Эту тему мы прослеживаем на примере разных героев: бывшего мужа нашей героини Вовчика, их дочери Нины, мужа Нины Стасика. Вовчик, которого играет Иван Бортник, – человек, вырванный из села, глотнувший городского воздуха, но так и не нашедший близкого себе дела, которое могло бы сделать органичным его существование на асфальтовой почве. Он – человек без корней, хуже того – просто спившийся человек. Нина – тоже человек, потерявший свои корни: от одного берега она оторвалась, к другому не пристала. Городскую жизнь она приняла как жизнь настоящую, и все наносное, мишурное, уродливое, что есть в ней, тоже – как правильное и разумное. Это и саму ее искалечило как личность. А Стасик (я рад был снова встретиться с играющим эту роль Юрием Богатыревым) человек городской, в этой атмосфере чувствует себя легко и привычно. Плохо только, что сам он личность достаточно ординарная, не умеет и не ощущает необходимости взглянуть на себя со стороны.

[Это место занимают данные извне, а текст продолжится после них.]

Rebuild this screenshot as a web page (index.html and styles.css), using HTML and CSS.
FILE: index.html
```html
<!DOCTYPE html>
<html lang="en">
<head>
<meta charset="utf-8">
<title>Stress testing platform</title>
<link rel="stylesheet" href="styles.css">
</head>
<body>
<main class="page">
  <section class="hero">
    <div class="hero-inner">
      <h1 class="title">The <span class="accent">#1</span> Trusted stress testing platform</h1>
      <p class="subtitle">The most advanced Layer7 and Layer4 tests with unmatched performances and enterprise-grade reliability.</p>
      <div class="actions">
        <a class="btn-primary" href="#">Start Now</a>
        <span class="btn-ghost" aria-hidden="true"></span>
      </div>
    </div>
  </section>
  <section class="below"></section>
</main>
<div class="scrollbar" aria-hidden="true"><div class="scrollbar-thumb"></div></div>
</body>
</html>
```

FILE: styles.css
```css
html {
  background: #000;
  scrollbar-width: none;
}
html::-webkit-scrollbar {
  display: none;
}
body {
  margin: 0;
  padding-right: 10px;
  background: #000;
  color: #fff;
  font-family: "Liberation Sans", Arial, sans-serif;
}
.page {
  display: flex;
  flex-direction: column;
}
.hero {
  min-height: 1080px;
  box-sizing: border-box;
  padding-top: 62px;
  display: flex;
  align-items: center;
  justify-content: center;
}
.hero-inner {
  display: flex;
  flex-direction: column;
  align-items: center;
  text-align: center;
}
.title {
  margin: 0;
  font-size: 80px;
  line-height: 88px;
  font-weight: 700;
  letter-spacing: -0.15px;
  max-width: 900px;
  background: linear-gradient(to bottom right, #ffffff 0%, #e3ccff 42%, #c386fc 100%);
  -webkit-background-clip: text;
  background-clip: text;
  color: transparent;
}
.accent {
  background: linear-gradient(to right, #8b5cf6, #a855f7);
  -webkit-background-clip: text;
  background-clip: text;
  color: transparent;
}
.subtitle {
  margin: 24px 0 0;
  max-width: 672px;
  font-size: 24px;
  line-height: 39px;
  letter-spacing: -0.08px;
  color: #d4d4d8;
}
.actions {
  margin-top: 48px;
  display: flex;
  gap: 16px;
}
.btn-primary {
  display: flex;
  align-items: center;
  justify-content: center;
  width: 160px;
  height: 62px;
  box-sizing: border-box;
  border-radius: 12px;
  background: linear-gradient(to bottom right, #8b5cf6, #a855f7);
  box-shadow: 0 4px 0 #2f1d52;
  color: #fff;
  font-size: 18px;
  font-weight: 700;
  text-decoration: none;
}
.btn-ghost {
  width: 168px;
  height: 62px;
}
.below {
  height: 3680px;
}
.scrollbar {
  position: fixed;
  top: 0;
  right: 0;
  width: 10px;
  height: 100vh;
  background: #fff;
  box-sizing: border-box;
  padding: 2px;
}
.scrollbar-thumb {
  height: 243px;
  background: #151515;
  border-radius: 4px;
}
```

Снимать «Родню» было трудно потому, что для нас это первая картина на современном, сегодняшнем материале. А он в сознании зрителя уже оброс огромным количеством киноштампов, довлеющих над восприятием. То есть существует реальная жизнь, с которой зритель повседневно встречается, и некая киножизнь, псевдожизнь, в которой все выглядит иначе, по-особому. Герои живут в небывалых квартирах, носят с иголочки новые, отутюженные костюмы, каких никогда не бывало на магазинных прилавках, перед ними с легкостью открываются возможности, в действительной жизни совершенно нереальные.

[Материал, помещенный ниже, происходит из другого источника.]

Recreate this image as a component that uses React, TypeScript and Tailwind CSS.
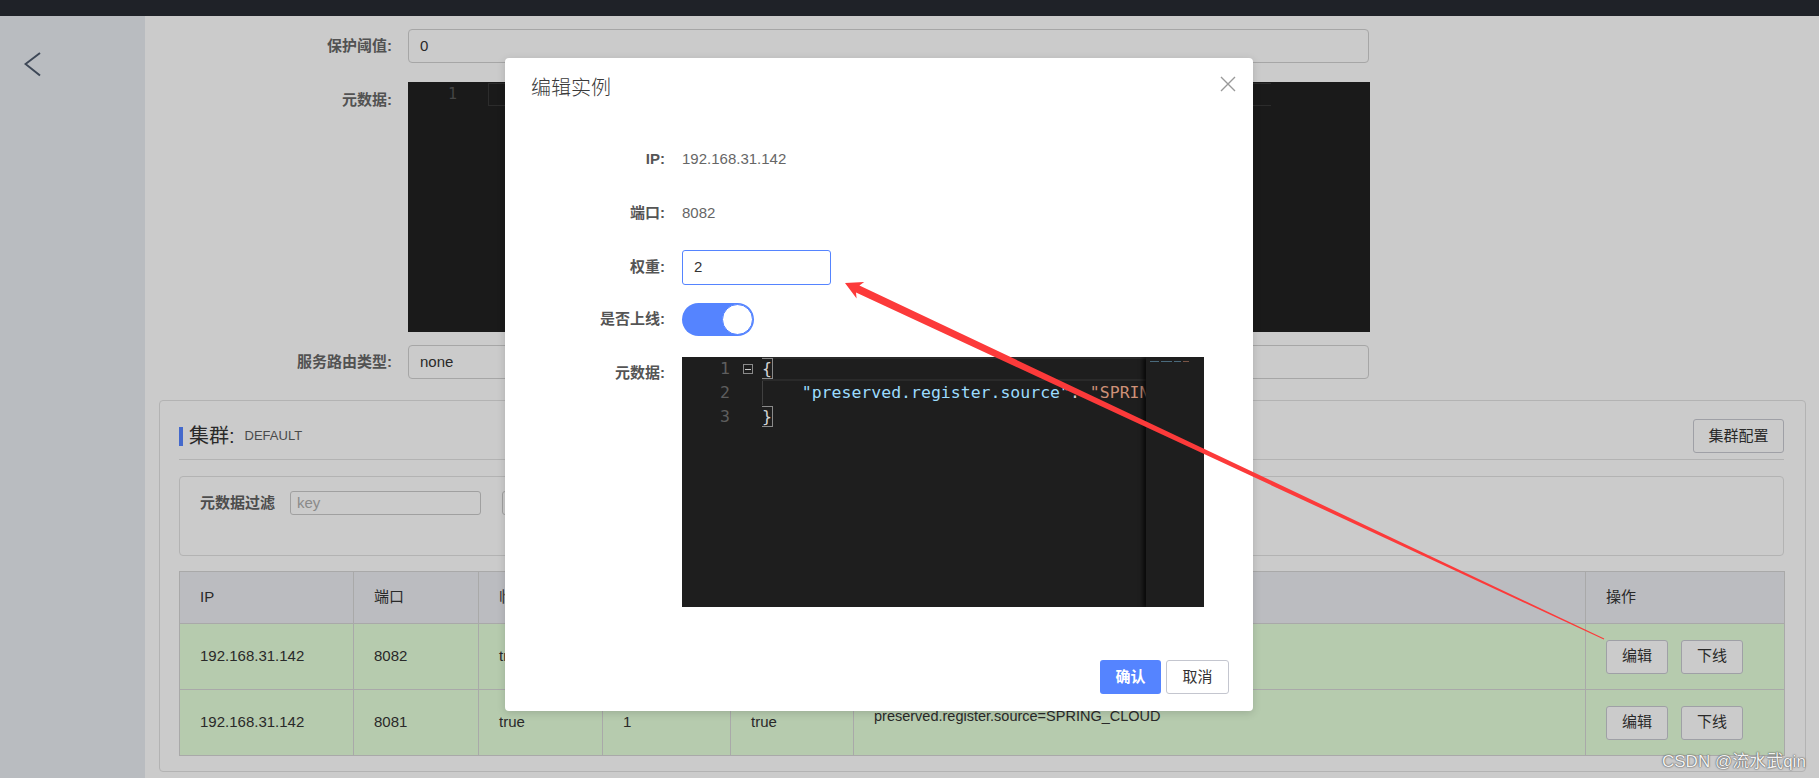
import React from "react";

const rows = [
  { ip: "192.168.31.142", port: "8082", ephemeral: "true", weight: "2", healthy: "true" },
  { ip: "192.168.31.142", port: "8081", ephemeral: "true", weight: "1", healthy: "true" },
];

const COLS = [174, 125, 124, 128, 123, 732, 199];
const HEADS = ["IP", "端口", "临时实例", "权重", "健康状态", "元数据", "操作"];

function FormRow({ label, children, top = false }: { label: string; children: React.ReactNode; top?: boolean }) {
  return (
    <div className={`flex ${top ? "items-start" : "items-center"}`}>
      <label className={`w-[247px] shrink-0 text-right font-bold text-[#525252] leading-5 ${top ? "pt-2" : ""}`}>{label}</label>
      <div className="ml-4">{children}</div>
    </div>
  );
}

function DimInput({ value }: { value: string }) {
  return (
    <div className="flex h-[34px] w-[961px] items-center rounded-[4px] border border-[#a6a6a6] px-[11px] text-[#292929]">
      {value}
    </div>
  );
}

function GrayButton({ children, className = "" }: { children: React.ReactNode; className?: string }) {
  return (
    <button className={`h-[34px] rounded-[3px] border border-[#9fa0a6] bg-[#cbcbcb] text-[15px] text-[#292929] ${className}`}>
      {children}
    </button>
  );
}

function Modal() {
  return (
    <div className="absolute left-[505px] top-[58px] h-[653px] w-[748px] rounded-[4px] bg-white shadow-[0_2px_8px_rgba(0,0,0,0.15)]">
      <div className="h-[42px] pl-[26px] pt-[18px] text-[20px] font-light leading-6 text-[#3a3a3a]">编辑实例</div>
      <button className="absolute left-[715px] top-[18px] h-4 w-4" aria-label="close">
        <svg width="16" height="16" viewBox="0 0 16 16">
          <path d="M1 1 L15 15 M15 1 L1 15" stroke="#999" strokeWidth="1.4" fill="none" />
        </svg>
      </button>
      <div className="pt-[42px]">
        <div className="mb-[19px] flex h-[35px] items-center">
          <span className="w-[160px] text-right font-bold text-[#555]">IP:</span>
          <span className="ml-[17px] text-[#666]">192.168.31.142</span>
        </div>
        <div className="mb-[19px] flex h-[35px] items-center">
          <span className="w-[160px] text-right font-bold text-[#555]">端口:</span>
          <span className="ml-[17px] text-[#666]">8082</span>
        </div>
        <div className="mb-[18px] flex h-[35px] items-center">
          <span className="w-[160px] text-right font-bold text-[#555]">权重:</span>
          <div className="ml-[17px] flex h-[35px] w-[149px] items-center rounded-[3px] border border-[#5584ff] pl-[11px] text-[#333]">2</div>
        </div>
        <div className="mb-[21px] flex h-[33px] items-center">
          <span className="w-[160px] text-right font-bold text-[#555]">是否上线:</span>
          <div className="ml-[17px] flex h-[33px] w-[72px] items-center justify-end rounded-full bg-[#5584ff] p-px">
            <div className="h-[31px] w-[31px] rounded-full border border-[#5584ff] bg-white" />
          </div>
        </div>
        <div className="flex items-start">
          <span className="w-[160px] pt-[6px] text-right font-bold leading-5 text-[#555]">元数据:</span>
          <div className="ml-[17px]">
            <CodeEditor />
          </div>
        </div>
      </div>
      <div className="mt-[53px] flex justify-end gap-[5px] pr-[24px]">
        <button className="h-[34px] w-[61px] rounded-[3px] bg-[#5584ff] text-[15px] font-bold text-white">确认</button>
        <button className="h-[34px] w-[63px] rounded-[3px] border border-[#c4c6cf] bg-white text-[15px] text-[#333]">取消</button>
      </div>
    </div>
  );
}

function CodeEditor() {
  const mono = "font-['DejaVu_Sans_Mono',monospace] text-[16.5px] leading-6";
  return (
    <div className={`relative flex h-[250px] w-[522px] overflow-hidden bg-[#1e1e1e] ${mono}`}>
      <div className="w-[80px] shrink-0">
        {[1, 2, 3].map((n) => (
          <div key={n} className="flex h-6 items-center">
            <span className="w-[48px] text-right text-[#5e5e5e]">{n}</span>
            {n === 1 && (
              <span className="ml-[13px] flex h-[10px] w-[10px] items-center justify-center border border-[#8a8a8a]">
                <span className="h-px w-[6px] bg-[#c8c8c8]" />
              </span>
            )}
          </div>
        ))}
      </div>
      <div className="relative w-[384px] overflow-hidden whitespace-pre text-[#d4d4d4]">
        <div className="absolute left-0 right-0 top-0 h-6 border-y-2 border-[#2a2a2a]" />
        <div className="absolute left-0 top-6 h-6 w-px bg-[#404040]" />
        <div className="relative h-6">
          <span className="outline outline-1 outline-[#8a8a8a]">{"{"}</span>
        </div>
        <div className="relative h-6">
          {"    "}
          <span className="text-[#9cdcfe]">"preserved.register.source"</span>
          <span>: </span>
          <span className="text-[#ce9178]">"SPRING_CLOUD"</span>
        </div>
        <div className="relative h-6">
          <span className="outline outline-1 outline-[#8a8a8a]">{"}"}</span>
        </div>
      </div>
      <div className="absolute right-0 top-0 h-full w-[58px] bg-[#1e1e1e] shadow-[-3px_0_4px_rgba(0,0,0,0.7)]">
        <div className="ml-[4px] mt-[4px] flex gap-[2px]">
          <span className="h-px w-[9px] bg-[#4a6a7c]" />
          <span className="h-px w-[11px] bg-[#4a6a7c]" />
          <span className="h-px w-[7px] bg-[#4a6a7c]" />
          <span className="h-px w-[6px] bg-[#7a5546]" />
        </div>
      </div>
    </div>
  );
}

function BgEditor() {
  return (
    <div className="relative h-[250px] w-[962px] bg-[#1a1a1a] font-['DejaVu_Sans_Mono',monospace] text-[15px]">
      <div className="flex h-6 items-center">
        <span className="w-[49px] text-right text-[#454545]">1</span>
        <div className="ml-[31px] h-[23px] w-[783px] border-y border-l border-[#2c2c2c]" />
      </div>
    </div>
  );
}

export default function App() {
  return (
    <div className="relative h-[778px] w-[1819px] overflow-hidden bg-[#cbcbcb] font-['Liberation_Sans','Noto_Sans_CJK_SC',sans-serif] text-[15px] text-[#292929]">
      <div className="h-4 bg-[#1f2228]" />
      <div className="flex h-[762px]">
        <aside className="w-[145px] shrink-0 bg-[#b9bcc0] pl-6 pt-9">
          <svg width="18" height="25" viewBox="0 0 18 25">
            <path d="M16 1 L1.5 12 L16 23.5" fill="none" stroke="#3d4756" strokeWidth="2" />
          </svg>
        </aside>
        <main className="min-w-0 flex-1 pt-[13px]">
          <div className="h-[34px]">
            <FormRow label="保护阈值:"><DimInput value="0" /></FormRow>
          </div>
          <div className="mt-[19px]">
            <FormRow label="元数据:" top><BgEditor /></FormRow>
          </div>
          <div className="mt-[13px] h-[34px]">
            <FormRow label="服务路由类型:"><DimInput value="none" /></FormRow>
          </div>

          <section className="ml-[14px] mr-[13px] mt-[21px] rounded-[4px] border border-[#b3b3b3] pb-[15px] pl-[19px] pr-[21px] pt-[18px]">
            <div className="flex h-[34px] items-center justify-between">
              <div className="flex items-center">
                <span className="h-[19px] w-1 bg-[#4469cc]" />
                <span className="ml-[6px] text-[20px] text-[#292929]">集群:</span>
                <span className="ml-[10px] text-[13px] text-[#4a4a4a]">DEFAULT</span>
              </div>
              <GrayButton className="w-[91px]">集群配置</GrayButton>
            </div>
            <div className="mt-[6px] border-t border-[#b3b3b3]" />

            <div className="mt-4 h-[80px] rounded-[4px] border border-[#b3b3b3] px-5 pt-[14px]">
              <div className="flex h-6 items-center">
                <span className="text-[15px] font-bold text-[#4d4d4d]">元数据过滤</span>
                <div className="ml-[15px] flex h-6 w-[191px] items-center rounded-[3px] border border-[#a0a0a0] pl-[6px] text-[#8a8a8a]">key</div>
                <div className="ml-[21px] h-6 w-[191px] rounded-[3px] border border-[#a0a0a0]" />
              </div>
            </div>

            <table className="mt-[15px] w-full table-fixed border-collapse border border-[#a9a9a9]">
              <colgroup>
                {COLS.map((w, i) => <col key={i} style={{ width: w }} />)}
              </colgroup>
              <thead>
                <tr className="h-[52px] bg-[#bbbcc0]">
                  {HEADS.map((h) => (
                    <th key={h} className="border-r border-[#a9a9a9] px-5 text-left font-normal text-[15px] text-[#292929]">{h}</th>
                  ))}
                </tr>
              </thead>
              <tbody>
                {rows.map((r) => (
                  <tr key={r.port} className="h-[66px] border-t border-[#a9a9a9] bg-[#b6cbae]">
                    <td className="border-r border-[#a9a9a9] px-5">{r.ip}</td>
                    <td className="border-r border-[#a9a9a9] px-5">{r.port}</td>
                    <td className="border-r border-[#a9a9a9] px-5">{r.ephemeral}</td>
                    <td className="border-r border-[#a9a9a9] px-5">{r.weight}</td>
                    <td className="border-r border-[#a9a9a9] px-5">{r.healthy}</td>
                    <td className="border-r border-[#a9a9a9] px-5">
                      <div className="pb-3 text-[14.5px]">preserved.register.source=SPRING_CLOUD</div>
                    </td>
                    <td className="px-5">
                      <div className="flex gap-[13px]">
                        <GrayButton className="w-[62px]">编辑</GrayButton>
                        <GrayButton className="w-[62px]">下线</GrayButton>
                      </div>
                    </td>
                  </tr>
                ))}
              </tbody>
            </table>
          </section>
        </main>
      </div>

      <Modal />

      <svg className="pointer-events-none absolute left-0 top-0" width="1819" height="778" viewBox="0 0 1819 778">
        <polygon
          points="845,283 864.2,282 859.4,285.4 1604.2,638.5 1603.8,639.5 856,292.6 856.6,298.4"
          fill="#fc3a3a"
        />
      </svg>

      <div className="absolute left-[1662px] top-[749px] text-[17px] text-[#f2f2f2] [text-shadow:0_0_2px_#555,0_0_1px_#444]">
        CSDN @流水武qin
      </div>
    </div>
  );
}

Впрочем, и в нашей картине буквального узнавания не будет. Мы нередко прибегаем к гиперболам, к деформации каких-то сторон реальности, каких-то черт характеров персонажей. И если кто-то из дотошных зрителей спросит нас по поводу той или иной подробности: «Где вы такое видели?», мы честно сможем ответить ему: «Нигде». Но если этот зритель поймет правила игры, по которым картина строилась, примет их для себя, то и герои наши, при всех неожиданностях их проявлений, станут для него вполне достоверными.
«Родня» – не бытописательная картина. Мы
(1983)
Трудно судить о своей работе, тем более последней – свое дитя самое красивое…

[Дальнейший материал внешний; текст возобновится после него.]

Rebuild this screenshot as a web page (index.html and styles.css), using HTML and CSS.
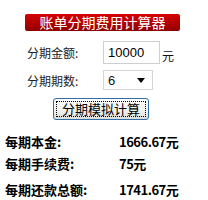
FILE: index.html
```html
<!DOCTYPE html>
<html lang="zh-CN">
<head>
  <meta charset="UTF-8" />
  <title>账单分期费用计算器</title>
  <link rel="stylesheet" href="styles.css">
</head>
<body>
  <div class="title">账单分期费用计算器</div>

  <div class="form">
    <div class="row">
      <label class="label">分期金额:</label>
      <input class="amount" type="text" value="10000">
      <span class="unit">元</span>
    </div>
    <div class="row row-term">
      <label class="label">分期期数:</label>
      <div class="select">
        <span>6</span>
        <svg width="8" height="5" viewBox="0 0 8 5"><path d="M0 0H8L4 5Z" fill="#000"/></svg>
      </div>
    </div>
    <button class="calc">分期模拟计算</button>
  </div>

  <div class="result">
    <div class="line first"><span class="name">每期本金:</span><span class="value">1666.67元</span></div>
    <div class="line second"><span class="name">每期手续费:</span><span class="value">75元</span></div>
    <div class="line third"><span class="name">每期还款总额:</span><span class="value">1741.67元</span></div>
  </div>
</body>
</html>
```

FILE: styles.css
```css
* { box-sizing: border-box; }
body {
  margin: 0;
  background: #fff;
  color: #111;
  font-family: "Noto Sans CJK SC", sans-serif;
}
.title {
  margin: 14px 0 0 25px;
  width: 155px;
  height: 17px;
  line-height: 17px;
  background: linear-gradient(#d40404, #b00000 55%, #8e0000);
  border-radius: 2px;
  color: #fff;
  font-size: 14px;
  text-align: center;
}
.form {
  padding-left: 27px;
}
.row {
  display: flex;
  align-items: center;
  margin-top: 10px;
}
.row-term {
  margin-top: 6px;
}
.label {
  width: 76px;
  font-size: 12px;
  color: #222;
}
.amount {
  width: 57px;
  height: 23px;
  border: 1px solid #cfcfcf;
  padding: 0 0 0 4px;
  font-family: "Liberation Sans", Arial, sans-serif;
  font-size: 13px;
  color: #000;
}
.unit {
  margin: 6px 0 0 2px;
  font-size: 12px;
}
.select {
  width: 50px;
  height: 20px;
  border: 1px solid #d6d6d6;
  display: flex;
  align-items: center;
  justify-content: space-between;
  padding: 0 7px 0 4px;
  font-family: "Liberation Sans", Arial, sans-serif;
  font-size: 13px;
}
.calc {
  margin: 8px 0 0 26px;
  width: 96px;
  height: 22px;
  border: 1px solid #2f6ea6;
  border-radius: 3px;
  background: linear-gradient(#fefefe, #f0f0ee 60%, #dcdcd8);
  outline: 1px dotted #000;
  outline-offset: -4px;
  font-family: "Noto Sans CJK SC", sans-serif;
  font-size: 13px;
  line-height: 16px;
  padding: 0;
  color: #000;
}
.result {
  padding-left: 5px;
}
.line {
  display: flex;
  font-size: 13px;
  font-weight: bold;
  line-height: 18px;
  color: #000;
}
.first { margin-top: 13px; }
.second { margin-top: 4px; }
.third { margin-top: 8px; }
.name {
  width: 114px;
}
.value {
  letter-spacing: -0.5px;
}
```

Но я верил и сейчас убежден, что наша новая картина «Родня» нужна. Мы делали ее с открытым сердцем, с болью за все то, что еще нам мешает. Мы знаем, что кого-то эта картина раздражает, даже отталкивает. Но я убежден – необходимо говорить о том, что массовая культура Запада несовместима с нашими духовными корнями, говорить о том, как мы порой тянемся за этой массовой культурой, шумной и пустой, творя, как нам кажется, что-то свое, а на самом деле следуя чужим сколкам.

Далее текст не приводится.